### [Directive]
Leave out any picture and return the remaining listing below exactly as given.

### [Data provided]
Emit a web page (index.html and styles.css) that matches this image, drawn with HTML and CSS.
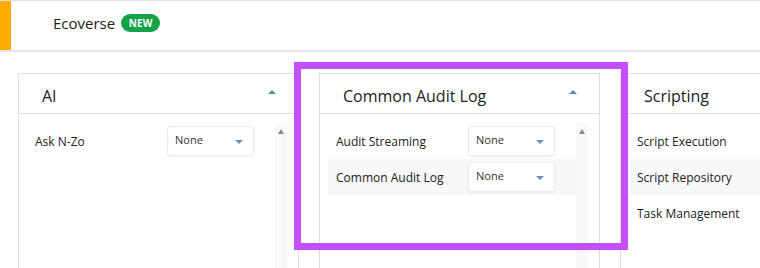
FILE: index.html
```html
<!DOCTYPE html>
<html>
<head>
<meta charset="utf-8">
<link rel="stylesheet" href="styles.css">
</head>
<body>
<div class="topbar">
  <div class="accent"></div>
  <div class="brand">Ecoverse</div>
  <span class="badge">NEW</span>
</div>
<div class="panels">
  <div class="panel">
    <div class="panel-head"><span class="panel-title">AI</span><span class="head-caret"></span></div>
    <div class="panel-body">
      <div class="rows">
        <div class="row"><span class="label">Ask N-Zo</span><div class="select"><span>None</span><span class="sel-caret"></span></div></div>
      </div>
      <div class="scroll"><span class="scroll-up"></span></div>
    </div>
  </div>
  <div class="panel">
    <div class="panel-head"><span class="panel-title">Common Audit Log</span><span class="head-caret"></span></div>
    <div class="panel-body">
      <div class="rows">
        <div class="row"><span class="label">Audit Streaming</span><div class="select"><span>None</span><span class="sel-caret"></span></div></div>
        <div class="row alt"><span class="label">Common Audit Log</span><div class="select"><span>None</span><span class="sel-caret"></span></div></div>
      </div>
      <div class="scroll"><span class="scroll-up"></span></div>
    </div>
  </div>
  <div class="panel">
    <div class="panel-head"><span class="panel-title">Scripting</span><span class="head-caret"></span></div>
    <div class="panel-body">
      <div class="rows">
        <div class="row"><span class="label">Script Execution</span></div>
        <div class="row alt"><span class="label">Script Repository</span></div>
        <div class="row"><span class="label">Task Management</span></div>
      </div>
      <div class="scroll"><span class="scroll-up"></span></div>
    </div>
  </div>
</div>
<div class="highlight"></div>
</body>
</html>
```
FILE: styles.css
```css
html, body {
  margin: 0;
  padding: 0;
  background: #fff;
  font-family: "Open Sans", "Liberation Sans", sans-serif;
  color: #333;
  overflow: hidden;
  width: 760px;
  height: 268px;
  position: relative;
}
.topbar {
  height: 49px;
  border-top: 1px solid #e2e2e2;
  border-bottom: 2px solid #e4e4e4;
  display: flex;
  align-items: center;
}
.accent {
  width: 11px;
  align-self: stretch;
  background: #ffab00;
}
.brand {
  margin-left: 42px;
  font-size: 15px;
  color: #222;
  margin-top: -6px;
}
.badge {
  margin-left: 6px;
  margin-top: -6px;
  background: #15a34a;
  color: #fff;
  font-size: 10px;
  font-weight: 700;
  width: 39px;
  height: 18px;
  line-height: 18px;
  border-radius: 9px;
  text-align: center;
  letter-spacing: 0.2px;
}
.panels {
  display: flex;
  gap: 20px;
  padding: 21px 0 0 18px;
}
.panel {
  flex: 0 0 281px;
  box-sizing: border-box;
  height: 195px;
  border: 1px solid #dedede;
  border-bottom: none;
  display: flex;
  flex-direction: column;
}
.panel-head {
  height: 39px;
  border-bottom: 1px solid #dedede;
  display: flex;
  align-items: center;
  justify-content: space-between;
  padding: 0 22px 0 23px;
}
.panel-title {
  font-size: 16px;
  color: #222;
  margin-top: 5px;
}
.head-caret {
  width: 0;
  height: 0;
  border-left: 4px solid transparent;
  border-right: 4px solid transparent;
  border-bottom: 4px solid #5a87b3;
  margin-top: -3px;
}
.panel-body {
  flex: 1;
  display: flex;
  padding: 9px 11px 0 8px;
}
.rows {
  flex: 1;
}
.row {
  height: 36px;
  display: flex;
  align-items: center;
  padding-left: 8px;
}
.row.alt {
  background: #f8f8f8;
}
.label {
  width: 132px;
  flex-shrink: 0;
  font-size: 12px;
  color: #222;
}
.select {
  width: 87px;
  height: 30px;
  box-sizing: border-box;
  background: #fff;
  border: 1px solid #ececec;
  border-radius: 3px;
  box-shadow: 0 1px 2px rgba(0,0,0,0.06);
  display: flex;
  justify-content: space-between;
  align-items: center;
  padding: 0 10px 0 7px;
  font-size: 11px;
  color: #333;
}
.select span:first-child {
  margin-top: -4px;
}
.sel-caret {
  width: 0;
  height: 0;
  border-left: 4px solid transparent;
  border-right: 4px solid transparent;
  border-top: 4px solid #6b8fba;
  margin-top: 2px;
}
.scroll {
  width: 12px;
  background: #f9f9f9;
  display: flex;
  justify-content: center;
  padding-top: 6px;
}
.scroll-up {
  width: 0;
  height: 0;
  border-left: 3.5px solid transparent;
  border-right: 3.5px solid transparent;
  border-bottom: 5px solid #8a8a8a;
}
.highlight {
  position: absolute;
  left: 294px;
  top: 62px;
  width: 320px;
  height: 174px;
  border: 7px solid #c44ffc;
}
```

### [Solution for this problem]
Emit a web page (index.html and styles.css) that matches this image, drawn with HTML and CSS.
FILE: index.html
```html
<!DOCTYPE html>
<html>
<head>
<meta charset="utf-8">
<link rel="stylesheet" href="styles.css">
</head>
<body>
<div class="topbar">
  <div class="accent"></div>
  <div class="brand">Ecoverse</div>
  <span class="badge">NEW</span>
</div>
<div class="panels">
  <div class="panel">
    <div class="panel-head"><span class="panel-title">AI</span><span class="head-caret"></span></div>
    <div class="panel-body">
      <div class="rows">
        <div class="row"><span class="label">Ask N-Zo</span><div class="select"><span>None</span><span class="sel-caret"></span></div></div>
      </div>
      <div class="scroll"><span class="scroll-up"></span></div>
    </div>
  </div>
  <div class="panel">
    <div class="panel-head"><span class="panel-title">Common Audit Log</span><span class="head-caret"></span></div>
    <div class="panel-body">
      <div class="rows">
        <div class="row"><span class="label">Audit Streaming</span><div class="select"><span>None</span><span class="sel-caret"></span></div></div>
        <div class="row alt"><span class="label">Common Audit Log</span><div class="select"><span>None</span><span class="sel-caret"></span></div></div>
      </div>
      <div class="scroll"><span class="scroll-up"></span></div>
    </div>
  </div>
  <div class="panel">
    <div class="panel-head"><span class="panel-title">Scripting</span><span class="head-caret"></span></div>
    <div class="panel-body">
      <div class="rows">
        <div class="row"><span class="label">Script Execution</span></div>
        <div class="row alt"><span class="label">Script Repository</span></div>
        <div class="row"><span class="label">Task Management</span></div>
      </div>
      <div class="scroll"><span class="scroll-up"></span></div>
    </div>
  </div>
</div>
<div class="highlight"></div>
</body>
</html>
```
FILE: styles.css
```css
html, body {
  margin: 0;
  padding: 0;
  background: #fff;
  font-family: "Open Sans", "Liberation Sans", sans-serif;
  color: #333;
  overflow: hidden;
  width: 760px;
  height: 268px;
  position: relative;
}
.topbar {
  height: 49px;
  border-top: 1px solid #e2e2e2;
  border-bottom: 2px solid #e4e4e4;
  display: flex;
  align-items: center;
}
.accent {
  width: 11px;
  align-self: stretch;
  background: #ffab00;
}
.brand {
  margin-left: 42px;
  font-size: 15px;
  color: #222;
  margin-top: -6px;
}
.badge {
  margin-left: 6px;
  margin-top: -6px;
  background: #15a34a;
  color: #fff;
  font-size: 10px;
  font-weight: 700;
  width: 39px;
  height: 18px;
  line-height: 18px;
  border-radius: 9px;
  text-align: center;
  letter-spacing: 0.2px;
}
.panels {
  display: flex;
  gap: 20px;
  padding: 21px 0 0 18px;
}
.panel {
  flex: 0 0 281px;
  box-sizing: border-box;
  height: 195px;
  border: 1px solid #dedede;
  border-bottom: none;
  display: flex;
  flex-direction: column;
}
.panel-head {
  height: 39px;
  border-bottom: 1px solid #dedede;
  display: flex;
  align-items: center;
  justify-content: space-between;
  padding: 0 22px 0 23px;
}
.panel-title {
  font-size: 16px;
  color: #222;
  margin-top: 5px;
}
.head-caret {
  width: 0;
  height: 0;
  border-left: 4px solid transparent;
  border-right: 4px solid transparent;
  border-bottom: 4px solid #5a87b3;
  margin-top: -3px;
}
.panel-body {
  flex: 1;
  display: flex;
  padding: 9px 11px 0 8px;
}
.rows {
  flex: 1;
}
.row {
  height: 36px;
  display: flex;
  align-items: center;
  padding-left: 8px;
}
.row.alt {
  background: #f8f8f8;
}
.label {
  width: 132px;
  flex-shrink: 0;
  font-size: 12px;
  color: #222;
}
.select {
  width: 87px;
  height: 30px;
  box-sizing: border-box;
  background: #fff;
  border: 1px solid #ececec;
  border-radius: 3px;
  box-shadow: 0 1px 2px rgba(0,0,0,0.06);
  display: flex;
  justify-content: space-between;
  align-items: center;
  padding: 0 10px 0 7px;
  font-size: 11px;
  color: #333;
}
.select span:first-child {
  margin-top: -4px;
}
.sel-caret {
  width: 0;
  height: 0;
  border-left: 4px solid transparent;
  border-right: 4px solid transparent;
  border-top: 4px solid #6b8fba;
  margin-top: 2px;
}
.scroll {
  width: 12px;
  background: #f9f9f9;
  display: flex;
  justify-content: center;
  padding-top: 6px;
}
.scroll-up {
  width: 0;
  height: 0;
  border-left: 3.5px solid transparent;
  border-right: 3.5px solid transparent;
  border-bottom: 5px solid #8a8a8a;
}
.highlight {
  position: absolute;
  left: 294px;
  top: 62px;
  width: 320px;
  height: 174px;
  border: 7px solid #c44ffc;
}
```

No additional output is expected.